| |
| |
| |
Keizer Wilhelm te Brussel
Brussel, 25 October.
Als, éen dezer dagen, de Brusselaar zijn wekelijksch bezoek zal brengen aan de kinematograaf - en welke Brusselaar brengt niet éens ter week een paar uren in éen der tallooze kinema's door? - zal hij, bij 't afrollen van de film, waarop de aankomst van den keizer van Duitschland wordt afgebeeld, zich de drie volgende vragen stellen. Eerst, en met uiterste nieuwsgierigheid: ‘Sta ik er ook op?’ Want het is eene nieuwe liefhebberij geworden, iets als een sport, een nieuwe bron van aandoeningen: zich te zien bewegen, rondloopen, hoed-zwaaien, lachen, roepen op de kinema. Men vraagt met welgevallen aan zijn vrienden: ‘Zijt ge naar de kinema der Noordlaan geweest?’, en men voegt er nonchalant en onverschillig bij: ‘Ik sta er op’... De eerste nieuwsgierigheid van mijn Brusselaar zal dan weer zijn, te zien of hij erbij is. Die nieuwsgierigheid zal echter ditmaal helaas met niets dan beteuterde teleurstelling worden beloond. De krijgsmacht, de politiemaatregelen zijn zoo uitvoerig en zoo streng geweest, dat tusschen de troepen en het volk zelf een ruimte moest blijven van verscheiden meters. Een bom, van uit de massa gesmeten, zou alleen een paar piotten hebben getroffen. Het gevaar, voor koning of keizer, was tot een minimum herleid; en ik vrees dan ook dat heel velen zullen hebben toegejuicht, zonder te zien wien ze toejuichten: daartoe stonden ze te ver, zóo ver, dat geen kinema-oog ze zien en opnemen kon....

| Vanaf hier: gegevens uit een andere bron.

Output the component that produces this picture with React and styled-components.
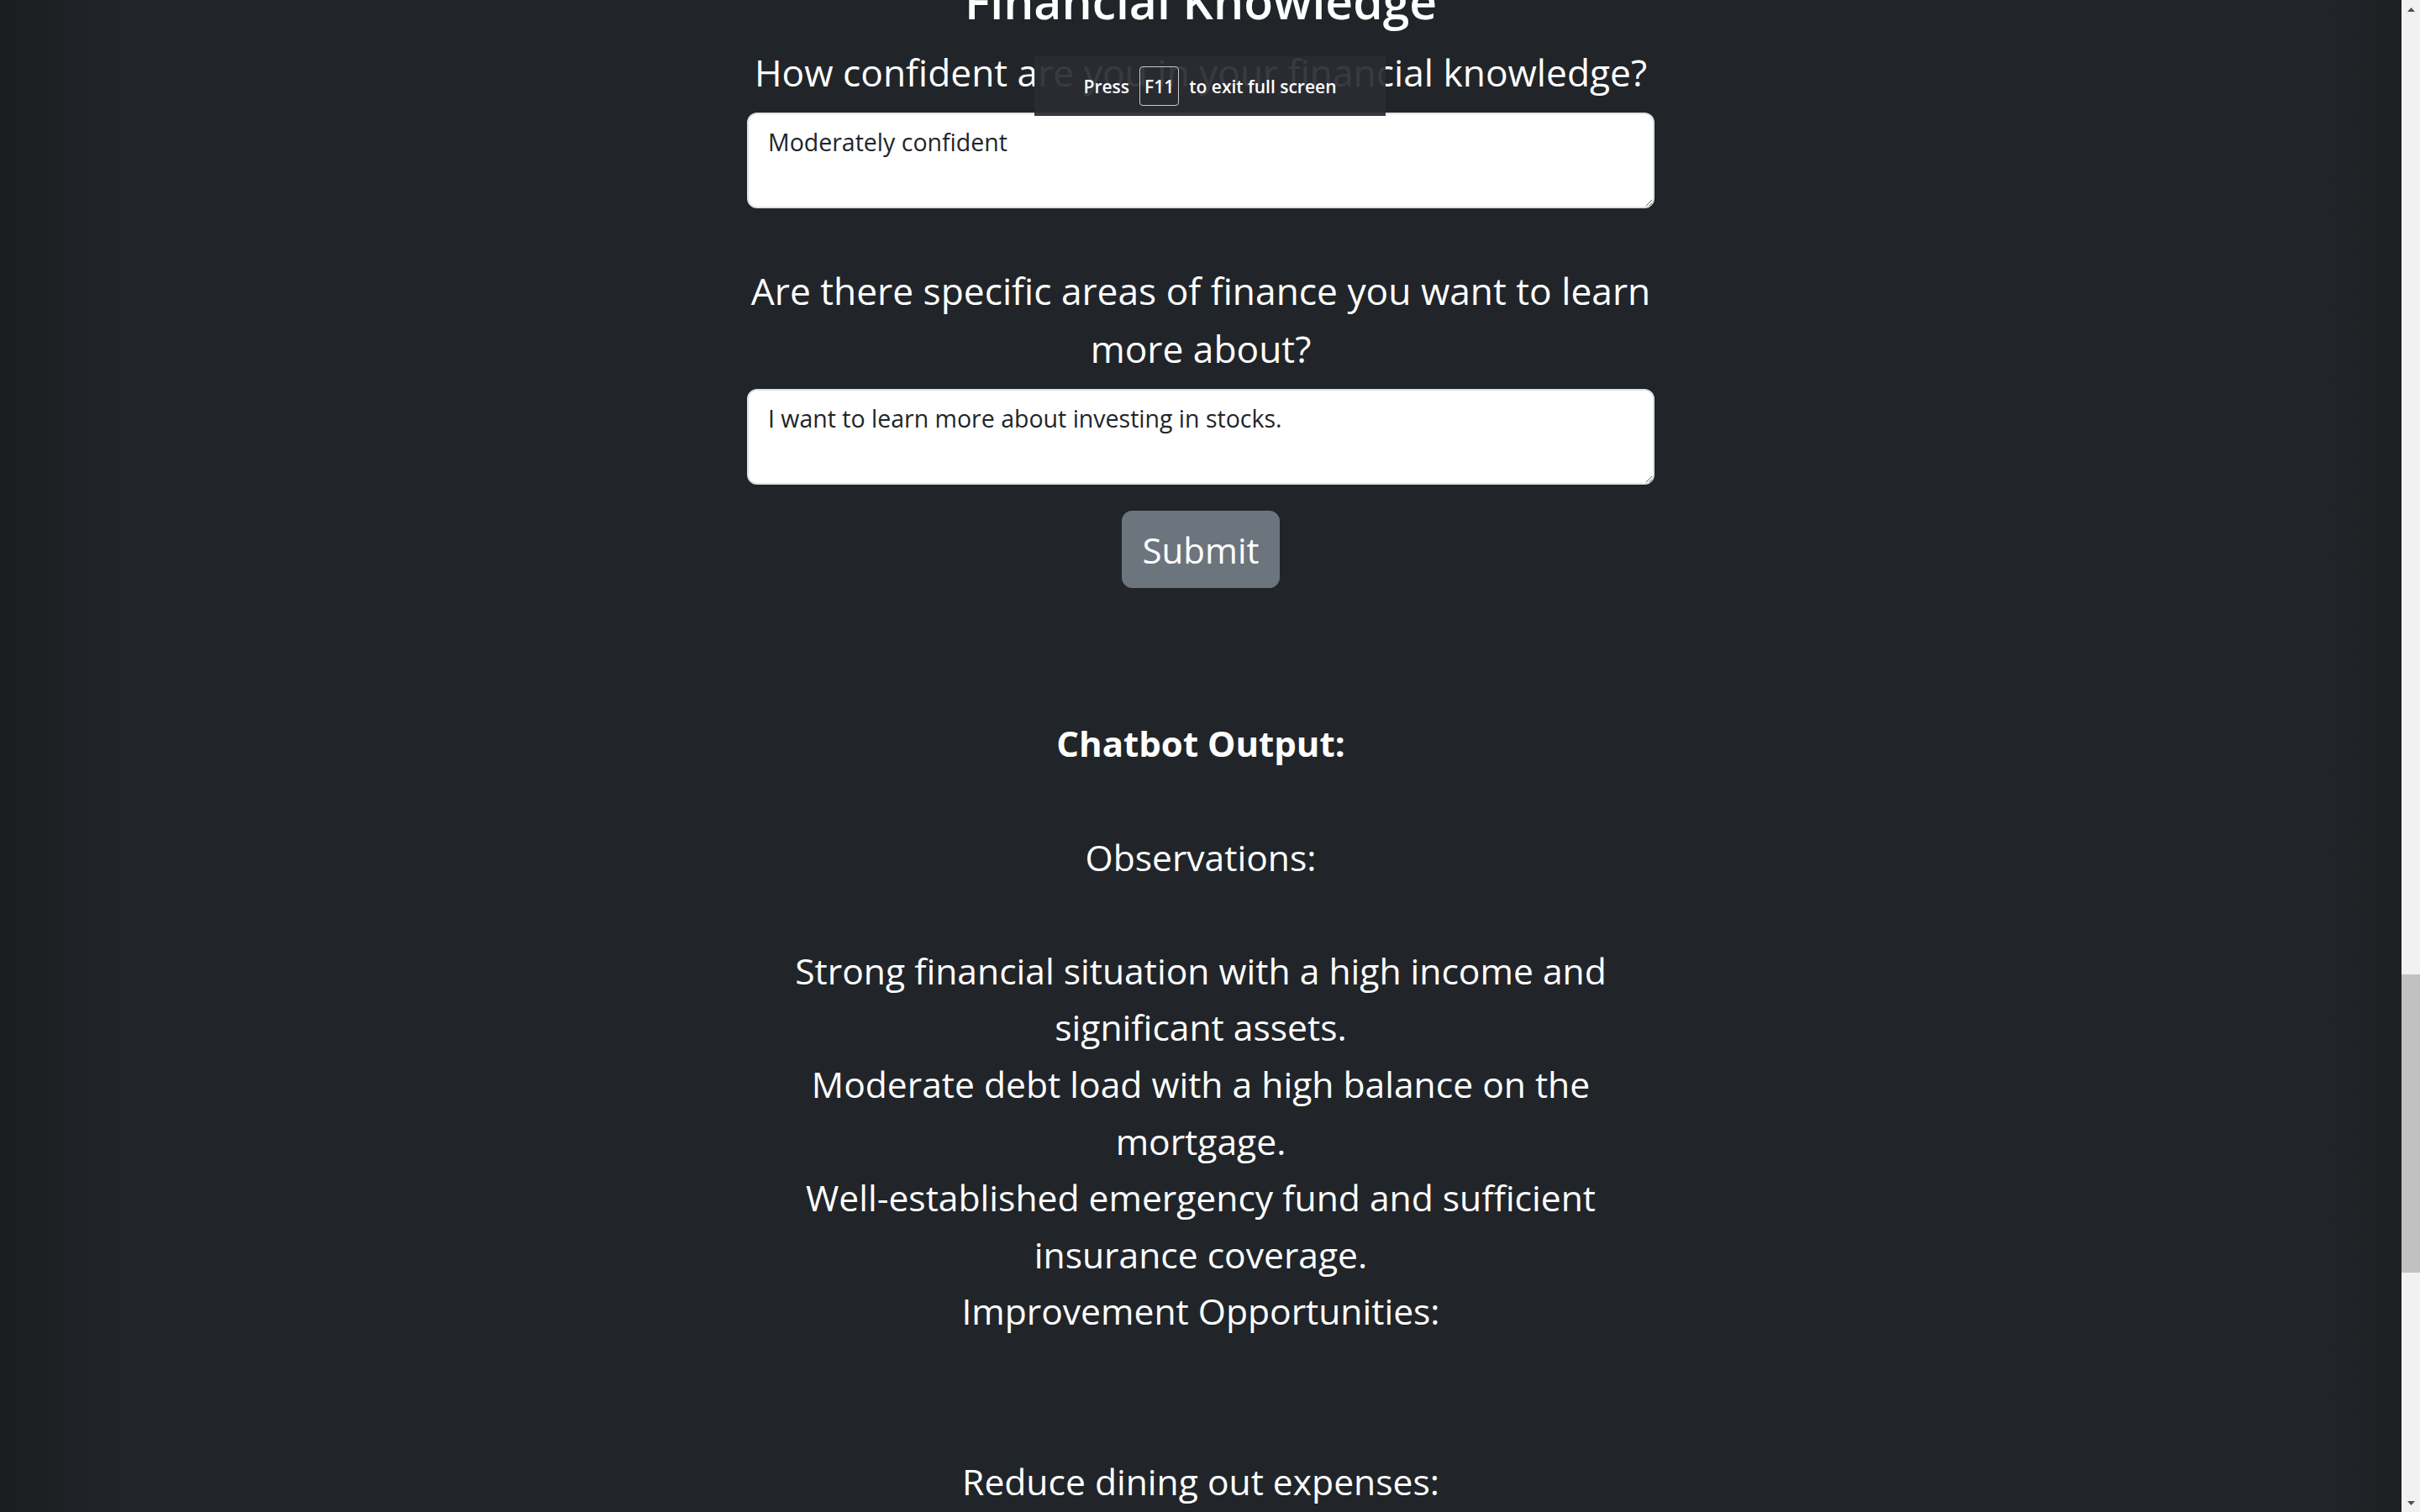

De eerste vraag van onzen Brusselaar aldus op negatieve
| |
| |
wijze beantwoord, dan zal hij zich ten tweede afvragen: ‘Waarom moeten die daar er weeral opstaan?’ Die vraag zal met wrevel en bitterheid zijn gedrenkt. Want het moet een knagende worm zijn aan 't jaloersche hart van hem, die-er-nooit-opstaat, te zien dat ‘die daar’ er telkens en telkens op voorkomen. Want ‘die daar’ zijn de journalisten. Hemel, hoe dikwijls is men mij, sedert de opening der tentoonstelling en bij ieder bezoek van een Hoogen Gast, komen vertellen: ‘Weet ge 't al? Ge staat weer op de kinema!’ Thans is het weer het geval. Wordt voorgesteld: Prins Hendrik in het Nederlandsch paviljoen. En wie trekken het meest de aandacht? Uw dienaar en de correspondent van het Alg. Handelsblad, die men vlijtig nota's ziet nemen... Moest ik een proces inspannen voor misbruik van vertrouwen of zoo iets, aan elke kinemaondernemer die me, soms in de zonderlingste posturen, op zijn kinema-doek laat dansen, en moest ik al die processen winnen; ik werd er rijk of........ En ik ben niet de eenige: de veertien gewone verslaggevers der Brusselsche pers, de zes correspondenten van Duitsche bladen, en de drie Nederlanders, die samen het ‘service de la Presse’ plegen waar te nemen, verkeeren in hetzelfde geval. Zoodat de wrevel van den Brusselaar, die zichzelf steeds tevergeefs zoekt, maar altijd diezelfde hooge hoeden boven diezelfde sceptieke gezichten ziet, - zoodat de wrevel van onzen Brusselaar goed is te verklaren, en zelfs een journalist meelijden krijgt met hem.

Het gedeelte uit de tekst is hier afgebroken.